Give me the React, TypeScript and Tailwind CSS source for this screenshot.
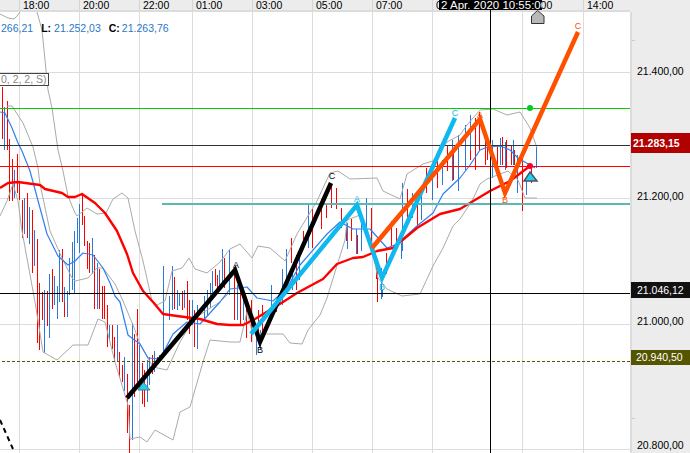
const redBars = [
  [2, 87, 139], [7, 101, 150], [9, 139, 201], [12, 159, 201], [17, 154, 193], [19, 183, 200], [22, 200, 238], [27, 193, 238],
  [32, 210, 273], [37, 239, 343], [39, 283, 350], [42, 292, 320], [47, 291, 326], [52, 269, 309], [62, 249, 302], [64, 300, 317],
  [82, 194, 225], [84, 216, 246], [87, 241, 269], [89, 243, 273], [94, 255, 309], [99, 269, 309], [102, 286, 319], [104, 286, 319],
  [107, 305, 347], [112, 325, 349], [114, 337, 362], [119, 352, 377], [122, 365, 382], [127, 374, 433], [129, 405, 453], [134, 334, 397],
  [137, 309, 382], [142, 363, 404], [144, 370, 407], [152, 355, 374], [157, 357, 365], [174, 277, 309], [182, 291, 310], [187, 281, 320],
  [189, 300, 334], [194, 310, 347], [215, 269, 286], [217, 275, 292], [224, 258, 288], [234, 275, 320], [240, 282, 325], [246, 300, 338],
  [251, 300, 342], [258, 310, 335], [262, 305, 340], [271, 300, 320], [276, 300, 312], [291, 238, 263], [296, 255, 290], [303, 231, 248],
  [312, 209, 248], [321, 199, 229], [326, 203, 218], [331, 184, 208], [336, 188, 209], [341, 208, 228], [346, 223, 241], [351, 219, 241],
  [357, 235, 254], [371, 208, 246], [376, 258, 279], [377, 271, 302], [386, 253, 274], [391, 221, 246], [396, 228, 246], [407, 189, 218],
  [417, 192, 225], [426, 168, 193], [437, 158, 188], [447, 146, 171], [453, 150, 180], [470, 127, 160], [475, 118, 170], [479, 112, 150],
  [485, 130, 165], [487, 145, 160], [497, 145, 170], [502, 137, 165], [506, 140, 168], [511, 145, 165], [514, 150, 165], [522, 150, 211],
  [531, 165, 183],
]

const blueBars = [
  [4, 107, 150], [14, 170, 198], [24, 198, 234], [29, 207, 244], [34, 230, 266], [44, 290, 353], [49, 274, 338], [54, 276, 305],
  [57, 286, 319], [59, 250, 302], [64, 287, 302], [67, 291, 317], [69, 258, 295], [72, 242, 290], [74, 231, 294], [77, 218, 243],
  [79, 204, 253], [92, 238, 274], [97, 263, 309], [109, 325, 340], [117, 325, 362], [124, 357, 391], [132, 323, 440], [139, 345, 390],
  [147, 360, 402], [149, 357, 385], [154, 351, 372], [159, 355, 362], [163, 266, 357], [169, 296, 320], [172, 266, 310], [177, 290, 310],
  [179, 294, 306], [184, 290, 308], [192, 300, 325], [197, 305, 349], [204, 296, 320], [207, 290, 315], [210, 283, 308], [212, 271, 300],
  [219, 270, 290], [222, 249, 285], [229, 250, 295], [237, 285, 320], [243, 295, 320], [256, 333, 355], [260, 330, 350], [271, 285, 310],
  [282, 269, 305], [286, 249, 284], [292, 270, 290], [299, 249, 280], [308, 204, 248], [347, 223, 249], [356, 229, 254], [361, 214, 251],
  [366, 198, 238], [381, 268, 299], [382, 290, 297], [401, 243, 259], [402, 183, 251], [412, 193, 218], [421, 194, 220], [432, 170, 200],
  [442, 160, 185], [452, 140, 181], [458, 135, 191], [465, 125, 170], [470, 115, 150], [492, 140, 178], [500, 138, 165], [505, 142, 170],
  [513, 140, 165], [517, 155, 193], [526, 181, 195], [536, 145, 168],
]

const topLeftBand = "0,14 8,18 14,19 17,16 20,12"
const upperBand =
  "37,12 42,30 48,90 52,108 58,150 63,171 68,196 75,213 77,216 87,208 97,214 106,213 113,199 122,193 128,198 135,231 143,261 152,301 157,305 165,301 172,271 182,268 189,258 195,269 207,273 220,262 230,249 240,244 252,258 258,246 270,248 285,261 297,234 317,201 330,173 338,171 350,179 377,178 383,191 400,199 407,174 423,164 433,161 447,142 460,135 467,125 480,110 493,109 507,115 520,112 530,128 537,148"
const midBand =
  "7,106 12,106 23,123 33,147 38,168 40,184 50,231 62,258 72,278 75,281 88,278 97,268 103,268 115,284 123,301 133,325 140,344 153,367 167,370 180,342 193,320 207,310 220,302 230,292"
const lowerBand =
  "0,216 7,201 13,184 18,201 22,231 33,291 35,302 43,352 57,360 73,345 88,345 98,319 105,322 115,362 128,405 130,439 140,437 147,442 155,430 173,440 180,412 190,407 203,362 210,340 230,342 240,342 247,312 252,331 263,334 283,334 290,343 302,344 308,330 320,315 327,298 335,272 345,240 347,220 360,215 370,241 378,278 387,289 402,296 420,294 433,266 443,248 453,226 460,219 472,201 480,184 487,179 508,171 518,180 525,198 537,198"
const blueMa =
  "0,112 5,113 12,128 18,143 22,151 30,171 40,208 47,234 58,256 68,265 75,261 83,253 93,255 103,268 110,283 115,296 120,302 128,335 133,339 140,344 148,358 160,359 173,334 187,322 200,324 220,302 230,289 247,287 257,298 273,301 287,288 300,265 327,234 340,222 353,229 370,229 387,248 397,244 417,226 433,213 443,194 460,178 470,165 480,150 488,147 500,146 510,150 518,158 535,168"
const redMa =
  "0,188 8,183 18,182 40,185 45,189 62,193 68,197 75,197 82,194 95,203 105,213 117,231 127,254 133,273 143,291 153,302 163,314 177,316 200,319 217,324 230,325 243,325 255,319 283,302 297,293 323,279 337,264 353,258 363,257 377,251 393,248 417,228 440,214 460,209 490,191 510,181 530,166"

const gridX = [19, 79, 139, 192, 252, 312, 372, 432, 522, 583]
const gridY = [72, 198, 324, 449]

const times = [
  { label: "18:00", w: "w-[60px]" },
  { label: "20:00", w: "w-[60px]" },
  { label: "22:00", w: "w-[53px]" },
  { label: "01:00", w: "w-[60px]" },
  { label: "03:00", w: "w-[60px]" },
  { label: "05:00", w: "w-[60px]" },
  { label: "07:00", w: "w-[60px]" },
  { label: "09:00", w: "w-[90px]" },
  { label: "12:00", w: "w-[61px]" },
  { label: "14:00", w: "w-[47px]" },
]

const labelFont = { fontFamily: "Liberation Sans, sans-serif", fontSize: 9 }

const Poly = ({ d, stroke, width }: { d: string; stroke: string; width: number }) => (
  <polyline points={d} fill="none" stroke={stroke} strokeWidth={width} strokeLinejoin="round" />
)

const Chart = () => (
  <svg width="630" height="441" viewBox="0 12 630 441" className="block overflow-visible shrink-0">
    <g stroke="#dcdcdc" strokeWidth="1" shapeRendering="crispEdges">
      {gridX.map((x) => (
        <line key={x} x1={x + 0.5} x2={x + 0.5} y1="12" y2="453" />
      ))}
      {gridY.map((y) => (
        <line key={y} x1="0" x2="630" y1={y + 0.5} y2={y + 0.5} />
      ))}
    </g>

    <g strokeWidth="1" shapeRendering="crispEdges">
      {redBars.map(([x, a, b], i) => (
        <line key={i} x1={x + 0.5} x2={x + 0.5} y1={a} y2={b} stroke="#ff0000" />
      ))}
      {blueBars.map(([x, a, b], i) => (
        <line key={i} x1={x + 0.5} x2={x + 0.5} y1={a} y2={b} stroke="#2a78d8" />
      ))}
    </g>

    <Poly d={topLeftBand} stroke="#aaaaaa" width={1} />
    <Poly d={upperBand} stroke="#aaaaaa" width={1} />
    <Poly d={midBand} stroke="#aaaaaa" width={1} />
    <Poly d={lowerBand} stroke="#aaaaaa" width={1} />
    <Poly d={blueMa} stroke="#2f80f0" width={1.2} />
    <Poly d={redMa} stroke="#ff0000" width={2.4} />

    <g shapeRendering="crispEdges" strokeWidth="1">
      <line x1="0" x2="630" y1="108.5" y2="108.5" stroke="#00cc00" />
      <line x1="0" x2="630" y1="145.5" y2="145.5" stroke="#333333" />
      <line x1="0" x2="630" y1="166.5" y2="166.5" stroke="#ff0000" />
      <line x1="0" x2="630" y1="293.5" y2="293.5" stroke="#000000" />
      <line x1="2" x2="630" y1="361.5" y2="361.5" stroke="#555500" strokeDasharray="3 2" />
      <line x1="162" x2="630" y1="204" y2="204" stroke="#5cb8b2" strokeWidth="2" />
      <line x1="490.5" x2="490.5" y1="10" y2="453" stroke="#000000" />
    </g>

    <path d="M0,420 L13,449" fill="none" stroke="#000000" strokeWidth="2" strokeDasharray="5 4" />

    <polygon points="143,382 150,390 138,390" fill="#20d0f0" stroke="#557788" strokeWidth="1" />
    <polyline points="127,398 235,270 260,342 331,183" fill="none" stroke="#000000" strokeWidth="4.5" />
    <polyline points="251,334 357,205 382,278 455,118" fill="none" stroke="#10b8f0" strokeWidth="4.5" />
    <polyline points="372,248 480,119 505,193 578,32" fill="none" stroke="#ff5000" strokeWidth="4.5" />

    <g textAnchor="middle" style={labelFont}>
      <text x="236" y="268" fill="#000000">A</text>
      <text x="260" y="353" fill="#000000">B</text>
      <text x="332" y="179" fill="#000000">C</text>
      <text x="357" y="202" fill="#10b8f0">A</text>
      <text x="382" y="290" fill="#10b8f0">B</text>
      <text x="455" y="116" fill="#10b8f0">C</text>
      <text x="480" y="118" fill="#ff5000">A</text>
      <text x="505" y="203" fill="#ff5000">B</text>
      <text x="578" y="29" fill="#ff5000">C</text>
    </g>

    <circle cx="530" cy="108" r="3" fill="#00cc22" />
    <circle cx="530" cy="166" r="3" fill="#ff0022" />
    <polygon points="530,172 537,181 524,181" fill="#20d0f0" stroke="#445566" strokeWidth="1.5" />
    <polygon points="537.5,10.5 544,16 544,23.5 531.5,23.5 531.5,16" fill="#b8b8b8" stroke="#333333" strokeWidth="1" />
  </svg>
)

export default function App() {
  return (
    <div className="relative flex h-[453px] w-[690px] flex-col overflow-hidden bg-white font-['Liberation_Sans',sans-serif] text-[10.5px] leading-none text-black">
      <div className="flex h-[12px] shrink-0 bg-[#ececec]">
        <div className="flex h-[12px] w-[630px] shrink-0 border-b-2 border-[#dcdcdc] pl-[19px]">
          {times.map((t) => (
            <div key={t.label} className={`${t.w} h-[10px] shrink-0 border-l border-[#d4d4d4] pl-[3px] leading-[11px]`}>
              {t.label}
            </div>
          ))}
        </div>
      </div>

      <div className="flex min-h-0 flex-1">
        <Chart />
        <div className="relative flex w-[60px] shrink-0 flex-col border-l-2 border-[#dcdcdc] bg-[#ececec]">
          <span className="absolute left-0 top-[28px] h-px w-[3px] bg-[#cccccc]" />
          <span className="absolute left-0 top-[406px] h-px w-[3px] bg-[#cccccc]" />
          <div className="mt-[52px] flex h-[15px] items-center pl-[5px]">21.400,00</div>
          <div className="-ml-px mt-[54px] flex h-[21px] items-center bg-[#b00000] pl-[2px] font-bold text-white">21.283,15</div>
          <div className="mt-[36px] flex h-[15px] items-center pl-[5px]">21.200,00</div>
          <div className="-ml-px mt-[78px] flex h-[16px] items-center bg-[#111111] pl-[6px] text-white">21.046,12</div>
          <div className="mt-[16px] flex h-[15px] items-center pl-[5px]">21.000,00</div>
          <div className="-ml-px mt-[22px] flex h-[15px] items-center bg-[#555500] pl-[5px] text-white">20.940,50</div>
          <div className="mt-[73px] flex h-[15px] shrink-0 items-center pl-[5px]">20.800,00</div>
        </div>
      </div>

      <div className="absolute left-[439px] top-0 h-[10px] w-[103px] overflow-hidden whitespace-nowrap bg-black pl-[2px] text-[11.5px] leading-[10px] text-white">
        2 Apr. 2020 10:55:00
      </div>

      <div className="absolute left-0 top-[22px] flex items-center text-[10.5px] leading-3 text-[#2a78c8]">
        <span className="ml-px">266,21</span>
        <b className="ml-[8px] text-black">L:</b>
        <span className="ml-[3px]">21.252,03</span>
        <b className="ml-[8px] text-black">C:</b>
        <span className="ml-[2px]">21.263,76</span>
      </div>

      <div className="absolute left-0 top-[73px] flex h-[13px] w-[49px] items-center border border-l-0 border-[#444444] bg-white pl-px text-[10.5px] text-[#888888]">
        0, 2, 2, S)
      </div>
    </div>
  )
}
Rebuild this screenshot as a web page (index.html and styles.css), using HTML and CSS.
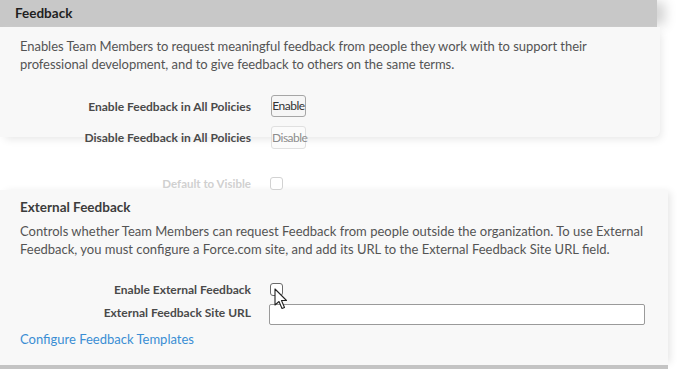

__Aim of the task__:
Among the entries, how many lines include the word "screenshot"? Answer with a single number and nothing further.

__Written response__:
2